On Wednesday when I picked up Connor from school he gave me this present.
 I just love hand prints on things! Precious!  The rose was just the icing on the cake!  Here is the rest of the stuff I got on Sunday morning. I just love the school crafts. The flowers from my boys were an added bonus!
 Connor decided to work on making me a fried orange in his kitchen. I love watching his imagination at work.  Let me tell you, he has a BIG imagination!  You should have seen him cooking away.  As you can see from that plate he was cooking me up quite a dinner!
 Here are all the choices I had.
 I am not sure exactly what role the wrestlers were playing in all of this!  lol
 Here are a few pictures from Travis' last baseball game this week. He has decided he also likes to be catcher. I know it is hard to tell, but yes, that is him under all of that equipment!


I love being a mom. Even on the rough days.  Some days I just don't know what to do, how to react and I wonder if I am messing it all up. I sometimes ask God, "Why is this so hard? Why did you send me these particular children to raise?"  I never have to wait long for an answer. He always reminds me immediately.  He chose us for a reason.  Parenthood is not easy.  We can, and we will, get through it.  Why choose the easy road?  How do you learn from that?  We may not know the exact reasons now, but one day we will.  I have peace in that. For now I know without a doubt that I love my sons with my whole heart and soul. They are a part of me, they always have been and they always will be.  Nothing is more precious to me than being a mom to my kids.  I just hope and pray I am doing it right!

Time Flies

Just when I think time can't seem to go by any faster it does.  I guess filling the days with work, school, homework, baseball practice, little league games, family time, holidays, dbacks games and volunteer work our days just seem to fly by. After a very busy spring I am looking forward to summer vacation! This morning Connor said to me, "Mom, what is vacation?" So I started telling him all about it.  I told him at first we would be having some doctor appointments for both of the boys.  Then I reminded him about swim lessons, soccer camp ("Mom, what is soccer camp?), Friday Movies, Vacation Bible School, his birthday, trip to California, playing with friends, no real schedule, yadda, yadda, yadda.  His eyes got real wide and he just started hugging me.  He is such a homebody. Although he likes going to his school and he enjoys his "grandpa days", when it comes down to it he really loves being at home. After being gone all day it is hard for me to get him to leave the house again! 

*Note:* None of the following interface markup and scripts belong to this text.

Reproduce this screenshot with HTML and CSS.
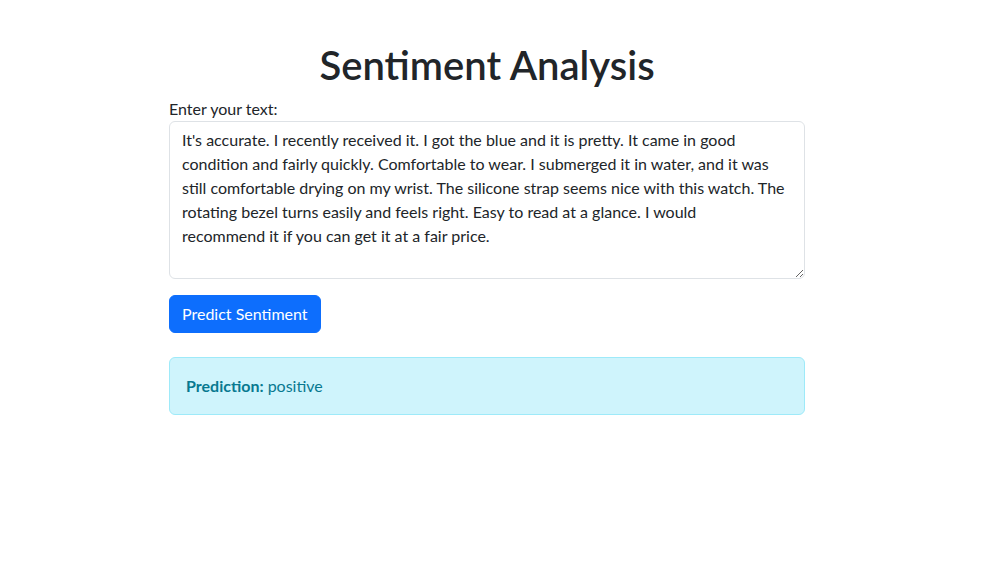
FILE: index.html
```html
<!DOCTYPE html>
<html lang="en">
<head>
<meta charset="utf-8">
<title>Sentiment Analysis</title>
<link rel="stylesheet" href="styles.css">
</head>
<body>
<main class="container">
  <h1 class="title">Sentiment Analysis</h1>
  <form class="form">
    <label class="label" for="text">Enter your text:</label>
    <textarea class="input" id="text" rows="6">It's accurate. I recently received it. I got the blue and it is pretty. It came in good condition and fairly quickly. Comfortable to wear. I submerged it in water, and it was still comfortable drying on my wrist. The silicone strap seems nice with this watch. The rotating bezel turns easily and feels right. Easy to read at a glance. I would
recommend it if you can get it at a fair price.</textarea>
    <button class="btn" type="button">Predict Sentiment</button>
  </form>
  <div class="alert"><strong>Prediction:</strong> positive</div>
</main>
</body>
</html>
```
FILE: styles.css
```css
* { box-sizing: border-box; }
body {
  margin: 0;
  padding-right: 19px;
  font-family: "Lato", "Open Sans", sans-serif;
  font-size: 16px;
  line-height: 24px;
  color: #212529;
  background: #fff;
}
.container {
  width: 636px;
  margin: 0 auto;
}
.title {
  margin: 41px 0 8px;
  font-size: 40px;
  line-height: 48px;
  font-weight: 600;
  text-align: center;
  color: #212529;
}
.form {
  display: flex;
  flex-direction: column;
  align-items: flex-start;
}
.label {
  display: block;
  line-height: 24px;
}
.input {
  display: block;
  width: 100%;
  height: 158px;
  padding: 6px 12px;
  font: inherit;
  line-height: 24px;
  color: #212529;
  border: 1px solid #dee2e6;
  border-radius: 6px;
  background: #fff;
  resize: vertical;
  outline: none;
}
.btn {
  margin-top: 16px;
  padding: 6px 12px;
  font: inherit;
  line-height: 24px;
  color: #fff;
  background: #0d6efd;
  border: 1px solid #0d6efd;
  border-radius: 6px;
  cursor: pointer;
}
.alert {
  margin-top: 24px;
  padding: 16px;
  color: #087990;
  background: #cff4fc;
  border: 1px solid #9eeaf9;
  border-radius: 6px;
}
.alert strong { font-weight: 700; }
```
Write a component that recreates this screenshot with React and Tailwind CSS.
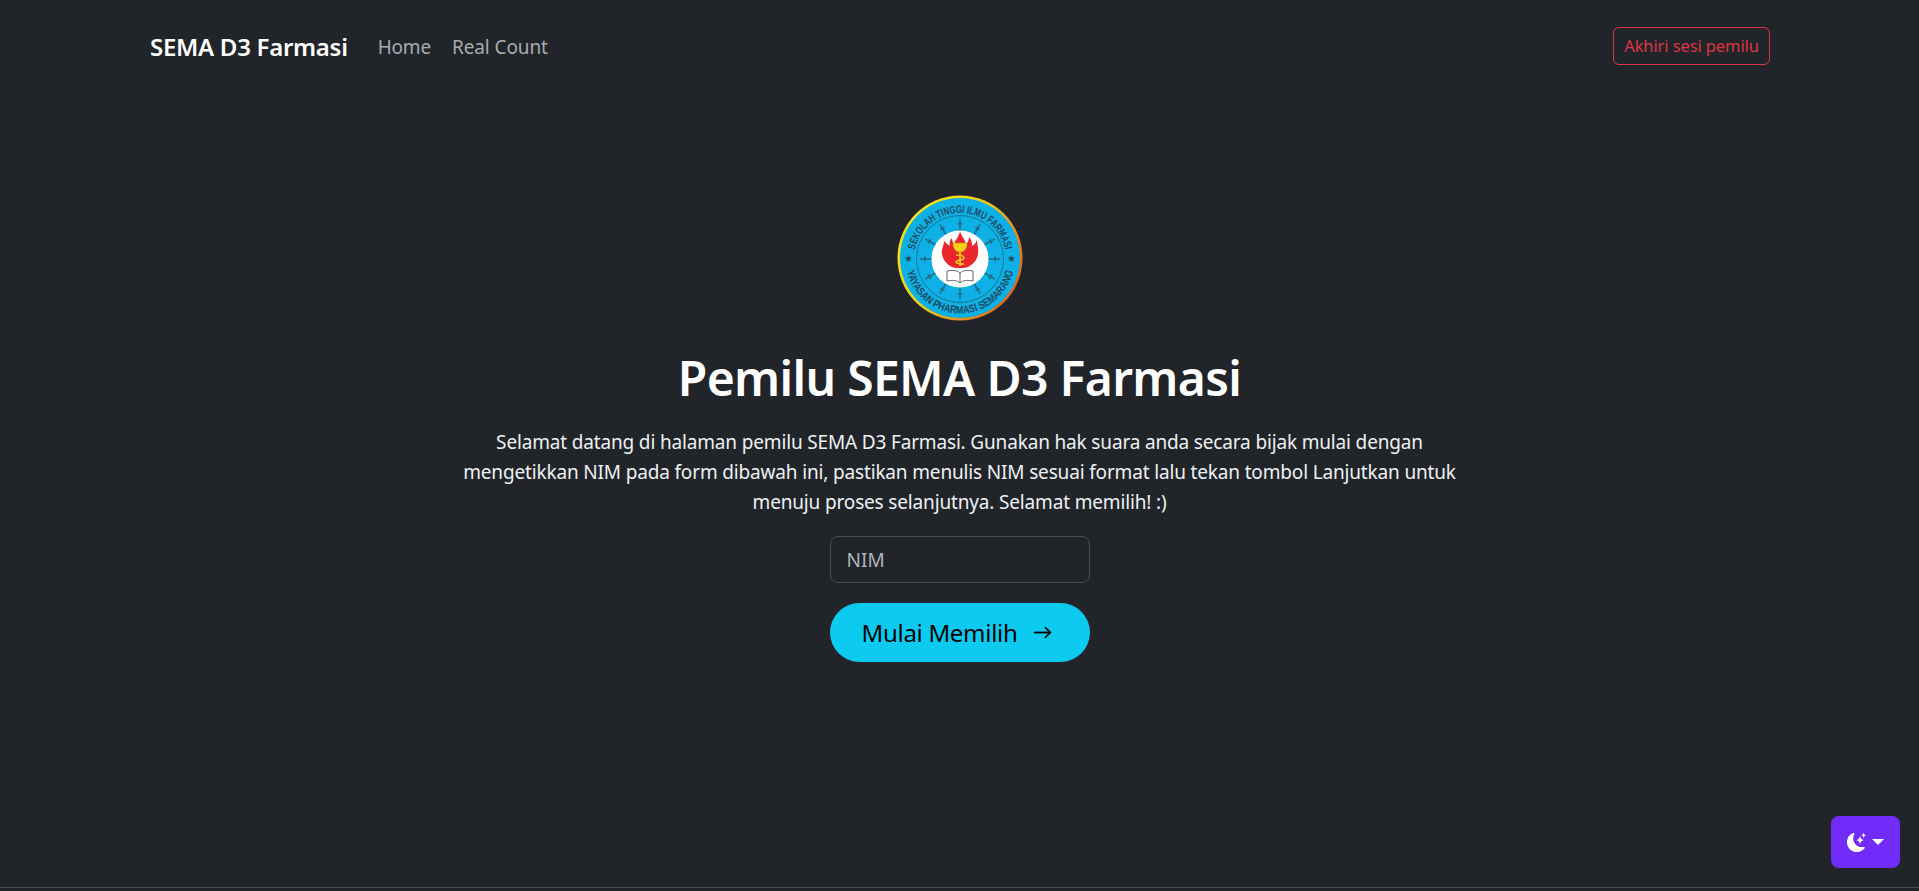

This morning I was going to sit down and upload pictures, then the battery on my camera went out so now that is charging. (Really?)  The other camera is at grandpa's again so I can't get those.  I know there is a month full of activities to wade through, so watch out for a massive update coming soon because we have been busy!  

Only 3 1/2 more days of school left... but who is counting????!!!  I really love teaching, but I also love my breaks with just my boys.  Taking time to decompress and rejuvinate the spirit is always a good thing!  Bring on the summer!